Possono chiedere la cessione del quinto i lavoratori dipendenti, statali e del settore para-statale, e i lavoratori di aziende private. Pure i pensionati possono avere accesso a questa tipologia di finanziamento ed anche i medici possono richiederla per potersi garantire condizioni vantaggiose, difficili da ottenere con altri prestiti.

Si parla di chi rientra tra i medici convenzionati, in particolare: biologi con iscrizione all’ENPAB; pediatri o medici che siano iscritti all’ENPAM; farmacisti iscritti all’ENPAF; psicologi che siano iscritti all’ENPAP. Anche i veterinari sono contemplati, purché iscritti all’ENPAV. I medici convenzionati protestati o cattivi pagatori devono avere un contratto a tempo indeterminato e aver lavorato per almeno 12 mesi.

Inoltre, esiste anche l’alternativa della delega di pagamento che va ad affiancarsi alla cessione del quinto con la rata massima che non può andare oltre il 40% dello stipendio. Per ottenere questo tipo di finanziamento bisogna avere una minima anzianità di lavoro (6 mesi). Il rimborso avviene sempre tramite rate mensili che ammontano fino a un quinto dello stipendio. Per altro, in virtù della convenzione con NoiPA, si possono avere tassi d’interesse molto vantaggiosi. L’iter burocratico è, poi, molto snello.

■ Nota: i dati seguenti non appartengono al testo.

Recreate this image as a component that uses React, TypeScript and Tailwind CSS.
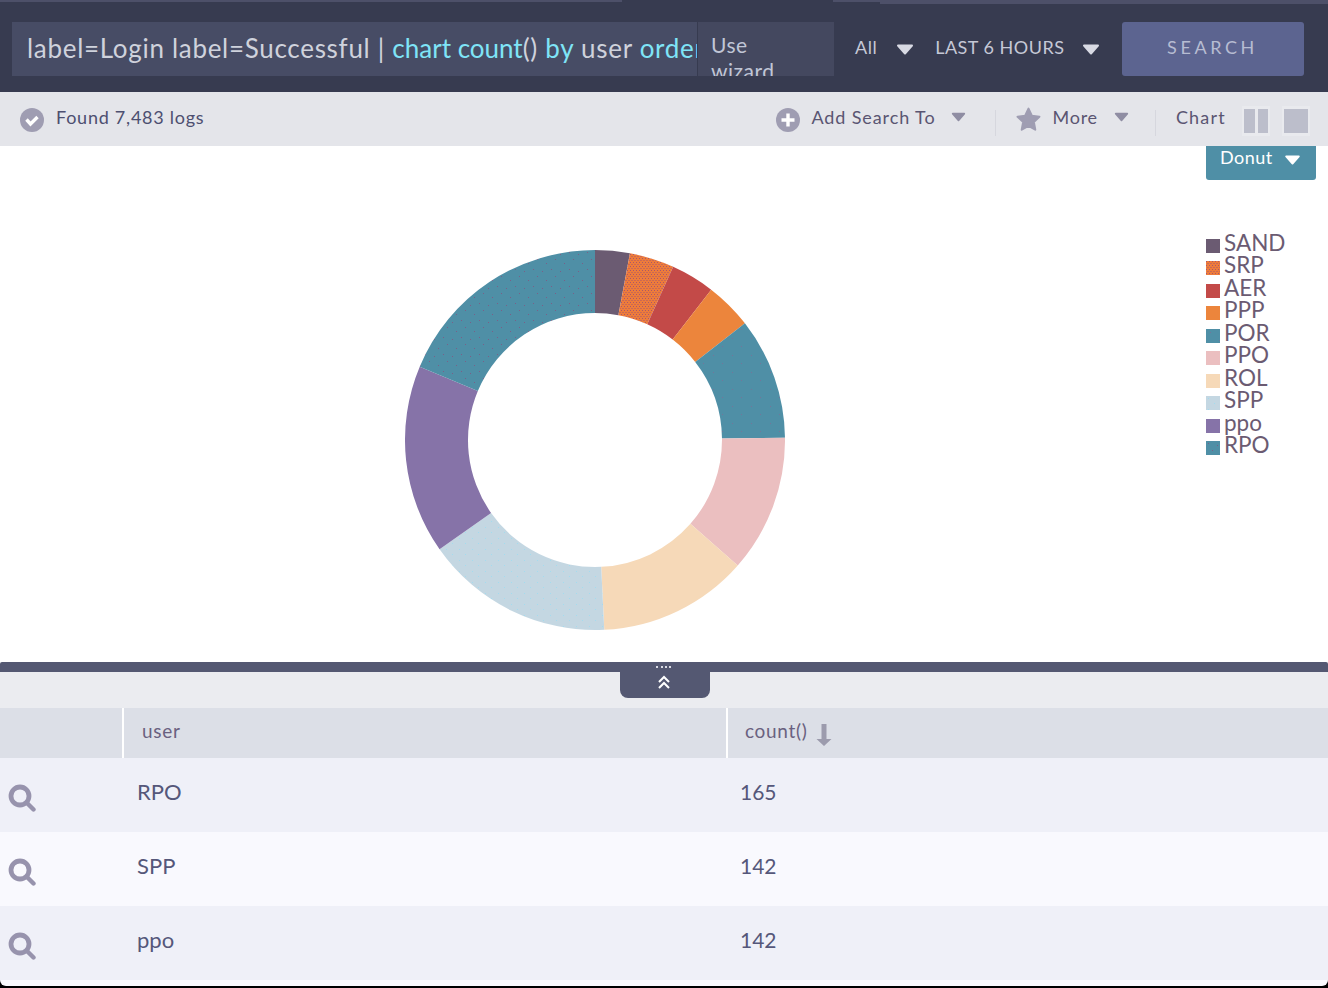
import React from "react";

const CX = 190, CY = 190, RO = 190, RI = 127;
function arc(a0: number, a1: number) {
  const p = (r: number, a: number) => {
    const t = (a * Math.PI) / 180;
    return `${(CX + r * Math.sin(t)).toFixed(2)} ${(CY - r * Math.cos(t)).toFixed(2)}`;
  };
  const large = a1 - a0 > 180 ? 1 : 0;
  return `M${p(RO, a0)} A${RO} ${RO} 0 ${large} 1 ${p(RO, a1)} L${p(RI, a1)} A${RI} ${RI} 0 ${large} 0 ${p(RI, a0)} Z`;
}

const slices = [
  { name: "SAND", color: "#6b5b72", a: 0, b: 10.6 },
  { name: "SRP", color: "url(#dotSrp)", a: 10.6, b: 24.3 },
  { name: "AER", color: "#c34a48", a: 24.3, b: 37.7 },
  { name: "PPP", color: "#ec853c", a: 37.7, b: 52.1 },
  { name: "POR", color: "url(#dotPor)", a: 52.1, b: 89.3 },
  { name: "PPO", color: "#ebbfc0", a: 89.3, b: 131.3 },
  { name: "ROL", color: "#f6d9b8", a: 131.3, b: 177.2 },
  { name: "SPP", color: "url(#dotSpp)", a: 177.2, b: 234.9 },
  { name: "ppo", color: "#8673a8", a: 234.9, b: 292.7 },
  { name: "RPO", color: "url(#dotRpo)", a: 292.7, b: 360 },
];

function Caret({ color, className }: { color: string; className: string }) {
  return (
    <svg viewBox="0 0 18 11" className={className}>
      <path d="M2 1.5h14L9 9.5z" fill={color} stroke={color} strokeWidth="2" strokeLinejoin="round" />
    </svg>
  );
}

function SearchIcon() {
  return (
    <svg viewBox="0 0 28 28" className="w-7 h-7 shrink-0">
      <circle cx="12" cy="12" r="9" fill="none" stroke="#9793ad" strokeWidth="4.8" />
      <path d="M19 19l6.5 6.5" stroke="#9793ad" strokeWidth="4.4" strokeLinecap="round" />
    </svg>
  );
}

function Row({ user, count, bg }: { user: string; count: string; bg: string }) {
  return (
    <div className={`grid grid-cols-[137px_603px_1fr] h-[74px] ${bg}`}>
      <div className="pl-2 pt-[26px]"><SearchIcon /></div>
      <div className="pt-[19px] text-[22px] leading-[30px] text-[#55577a]">{user}</div>
      <div className="pt-[19px] text-[21px] leading-[30px] text-[#55577a]">{count}</div>
    </div>
  );
}

export default function App() {
  return (
    <div className="w-[1328px] h-[988px] overflow-hidden flex flex-col bg-white font-['Lato','Noto_Sans',sans-serif]">
      {/* Top bar */}
      <div className="relative h-[92px] shrink-0 bg-[#373b50] flex items-start pt-[22px] pl-3">
        <div className="absolute top-0 left-0 h-[2px] w-[622px] bg-[#4d5069]" />
        <div className="absolute top-0 left-[833px] h-[2px] w-[47px] bg-[#4d5069]" />
        <div className="absolute top-0 left-[880px] right-0 h-1 bg-[#4d5069]" />
        <div className="w-[685px] h-[54px] bg-[#474c65] overflow-hidden whitespace-nowrap pl-[15px] text-[26px] tracking-[0.7px] leading-[52px] text-[#cfd2dc]">
          label=Login label=Successful | <span className="text-[#7fe4f7] tracking-normal">chart count</span>() <span className="text-[#7fe4f7]">by</span> user <span className="text-[#7fe4f7]">order by count() desc</span>
        </div>
        <div className="ml-px w-[136px] h-[54px] bg-[#44485f] overflow-hidden pl-[13px] pt-[10px] text-[21px] tracking-[0.5px] leading-[26px] text-[#c0c6d6]">
          <div className="w-[70px]">Use wizard</div>
        </div>
        <div className="ml-[21px] h-[54px] pb-[4px] flex items-center text-[#c5c8d6] text-[18px] tracking-[0.5px]">
          <span>All</span>
          <Caret color="#d8dae4" className="w-[18px] h-[11px] ml-[19px] mt-[5px]" />
          <span className="ml-[21px]">LAST 6 HOURS</span>
          <Caret color="#d8dae4" className="w-[18px] h-[11px] ml-[17px] mt-[5px]" />
        </div>
        <div className="ml-[22px] w-[182px] h-[54px] pb-[3px] rounded-[3px] bg-[#5c6490] flex items-center justify-center text-[18px] tracking-[3.6px] text-[#b7bcd2]">
          SEARCH
        </div>
      </div>

      {/* Toolbar */}
      <div className="h-[54px] pb-[3px] shrink-0 bg-[#e4e5ea] flex items-center text-[18px] tracking-[0.75px] text-[#5a5572]">
        <svg viewBox="0 0 24 24" className="w-6 h-6 ml-5 mt-[5px] shrink-0">
          <circle cx="12" cy="12" r="12" fill="#9f9db2" />
          <path d="M6.5 11.5l4 4.5 7-7" fill="none" stroke="#fff" strokeWidth="3.4" />
        </svg>
        <span className="ml-3 text-[#4d4f70]">Found 7,483 logs</span>
        <svg viewBox="0 0 24 24" className="w-6 h-6 ml-[572px] mt-[5px] shrink-0">
          <circle cx="12" cy="12" r="12" fill="#9f9db2" />
          <path d="M12 5.5v13M5.5 12h13" stroke="#fff" strokeWidth="3.4" />
        </svg>
        <span className="ml-[11px] tracking-[0.9px]">Add Search To</span>
        <Caret color="#8f8da3" className="w-[15px] h-[10px] ml-[15px] -mt-[1px]" />
        <div className="ml-[29px] w-px h-[26px] mt-[11px] bg-[#d6d7de]" />
        <svg viewBox="0 0 26 26" className="w-[27px] h-[27px] ml-[19px] mt-[3px] shrink-0">
          <path d="M13 2.5l3.2 6.9 7.3.9-5.4 5.1 1.4 7.4L13 19.2l-6.5 3.6 1.4-7.4-5.4-5.1 7.3-.9z" fill="#9f9db2" stroke="#9f9db2" strokeWidth="2" strokeLinejoin="round" />
        </svg>
        <span className="ml-[11px]">More</span>
        <Caret color="#8f8da3" className="w-[15px] h-[10px] ml-[16px] -mt-[1px]" />
        <div className="ml-[26px] w-px h-[26px] mt-[11px] bg-[#d6d7de]" />
        <span className="ml-[20px] tracking-[1.2px]">Chart</span>
        <div className="ml-[16px] mt-[7px] w-[28px] h-[30px] bg-[#e9eaee] flex items-center justify-center gap-[3px]">
          <div className="w-[11px] h-[24px] bg-[#bcbecb]" />
          <div className="w-[10px] h-[24px] bg-[#bcbecb]" />
        </div>
        <div className="ml-[12px] mt-[7px] w-[28px] h-[30px] bg-[#e9eaee] flex items-center justify-center">
          <div className="w-[24px] h-[24px] bg-[#bcbecb]" />
        </div>
      </div>

      {/* Chart */}
      <div className="h-[516px] shrink-0 flex items-start bg-white">
        <svg viewBox="0 0 380 380" className="w-[380px] h-[380px] ml-[405px] mt-[104px] shrink-0">
          <defs>
            <pattern id="dotSrp" width="3" height="4" patternUnits="userSpaceOnUse">
              <rect width="3" height="4" fill="#ee7c3a" />
              <rect x="0" y="0" width="1" height="1" fill="#a9566c" />
              <rect x="1.5" y="2" width="1" height="1" fill="#a9566c" />
            </pattern>
            <pattern id="dotPor" width="19" height="17" patternUnits="userSpaceOnUse">
              <rect width="19" height="17" fill="#4f8fa6" />
              <rect x="4" y="3" width="1" height="1" fill="#74759a" />
              <rect x="13" y="11" width="1" height="1" fill="#74759a" />
            </pattern>
            <pattern id="dotSpp" width="13" height="11" patternUnits="userSpaceOnUse">
              <rect width="13" height="11" fill="#c4d7e2" />
              <rect x="2" y="2" width="1" height="1" fill="#a3dcef" />
              <rect x="8" y="7" width="1" height="1" fill="#a3dcef" />
            </pattern>
            <pattern id="dotRpo" width="18" height="17" patternUnits="userSpaceOnUse">
              <rect width="18" height="17" fill="#4f8fa6" />
              <rect x="2" y="2" width="1" height="1" fill="#7b5f88" />
              <rect x="11" y="4" width="1" height="1" fill="#7b5f88" />
              <rect x="6" y="9" width="1" height="1" fill="#7b5f88" />
              <rect x="15" y="13" width="1" height="1" fill="#7b5f88" />
            </pattern>
          </defs>
          {slices.map((s) => (
            <path key={s.name} d={arc(s.a, s.b)} fill={s.color} />
          ))}
        </svg>
        <div className="ml-[421px] w-[110px] shrink-0">
          <div className="h-[34px] rounded-b-[3px] bg-[#4f8fa6] flex items-start pl-[14px] text-[18px] tracking-[0.5px] leading-[22px] text-white">
            Donut
            <Caret color="#ffffff" className="w-[17px] h-[10px] ml-[11px] mt-[9px]" />
          </div>
          <div className="mt-[51.5px] flex flex-col">
            {slices.map((s) => (
              <div key={s.name} className="h-[22.5px] flex items-center text-[22.5px] leading-[22px] text-[#6b5b72]">
                <svg viewBox="0 0 14 14" className="w-[14px] h-[14px] mt-[6px] shrink-0">
                  <rect width="14" height="14" fill={s.color} />
                </svg>
                <span className="ml-1">{s.name}</span>
              </div>
            ))}
          </div>
        </div>
      </div>

      {/* Divider */}
      <div className="relative h-[10px] shrink-0 rounded-t-[2px] bg-[#545872]">
        <div className="absolute left-[620px] top-[10px] w-[90px] h-[26px] rounded-b-[8px] bg-[#545872] flex items-start justify-center">
          <svg viewBox="0 0 14 14" className="w-[14px] h-[14px] mt-[3px] -ml-[3px]">
            <path d="M2 7l5-5 5 5M2 13l5-5 5 5" fill="none" stroke="#fff" strokeWidth="2" />
          </svg>
        </div>
        <div className="absolute left-[656px] top-[4px] w-[15px] h-[2px] border-t-2 border-dotted border-[#d9dbe4]" />
      </div>
      <div className="h-[36px] shrink-0 bg-[#ebecf0]" />

      {/* Table */}
      <div className="grid grid-cols-[124px_604px_1fr] h-[50px] pb-0 shrink-0 bg-[#dcdfe7] text-[19px] tracking-[0.7px] text-[#6a6180]">
        <div className="border-r-2 border-white" />
        <div className="border-r-2 border-white pl-[18px] pb-[3px] flex items-center">user</div>
        <div className="pl-[17px] pb-[3px] flex items-center">
          count()
          <svg viewBox="0 0 18 24" className="w-[18px] h-[24px] ml-[7px] mt-[6px]">
            <path d="M6.5 1h5v15h5l-7.5 7-7.5-7h5z" fill="#9c9bad" />
          </svg>
        </div>
      </div>
      <Row user="RPO" count="165" bg="bg-[#eff0f8]" />
      <Row user="SPP" count="142" bg="bg-[#f9f9fe]" />
      <Row user="ppo" count="142" bg="bg-[#eff0f8]" />
      <div className="h-[8px] shrink-0 bg-black">
        <div className="h-[6px] rounded-bl-[6px] rounded-br-[6px] bg-[#fafafe]" />
      </div>
    </div>
  );
}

Caratteristiche e vantaggi

La cessione del quinto per medici convenzionati presenta una serie di caratteristiche. Si pensi che, per esempio, la si ottiene senza specificare come verrà impiegato il denaro. Inoltre, l’importo massimo erogabile dipende dallo stipendio di chi ne fa richiesta e la rata, che non può eccedere il quinto (20%) dello stipendio stesso, verrà addebitata sulla busta paga. Questo può essere un elemento non da poco poiché solleva dall’incombenza di andare a pagare mensilmente il bollettino e, per altro, non si rischia di dimenticarsi. La durata massima del finanziamento è di 10 anni. Il doppio quinto può essere consigliabile se si ha in mente un grosso progetto per il quale spendere il denaro, essendo il piano di ammortamento di 120 mesi.

Il prestito non richiede garanti. Il datore di lavoro, quindi l’amministrazione pubblica, fungono da garanzia adeguata per la banca. Ecco perché, in generale, la cessione del quinto, se si è in possesso dei requisiti, non è difficilissima da ottenere. È il datore di lavoro che procede al rimborso, prelevando le rate dallo stipendio.

La cessione del quinto per medici presuppone una serie di vantaggi. Le procedure sono veloci e non sono difficili da seguire, la rata è fissa e comprende assicurazione impiego e vita, inoltre i tempi di ammortamento sono piuttosto flessibili. Per altro, i tassi di interesse sono più economici e il finanziamento è più alto rispetto al normale prestito personale.

Come si presenta la richiesta?

Alla domanda di cessione del quinto medici convenzionati bisogna allegare alcuni documenti, come la carta d’identità, la tessera sanitaria, l’ultimo CUD e le ultime due buste paga. La richiesta andrà presentata a una finanziaria. A quel punto, l’istituto chiederà alla ASL di compilare una certificazione relativa alle competenze mensili. Queta serve a stabilire la rata massima e a calcolare il preventivo definitivo.

Se d’accordo col preventivo, si firma e una copia viene mandata all’Ufficio Convenzioni che verifica che sia tutto apposto. Si tenga presente che per ottenere una cessione del quinto occorre sottoscrivere due polizze assicurative, quella per il rischio vita e quella per il rischio impiego. Ciò serve a tutelare l’ente erogante ma anche i congiunti del richiedente, in caso di perdita del lavoro o premorienza dello stesso.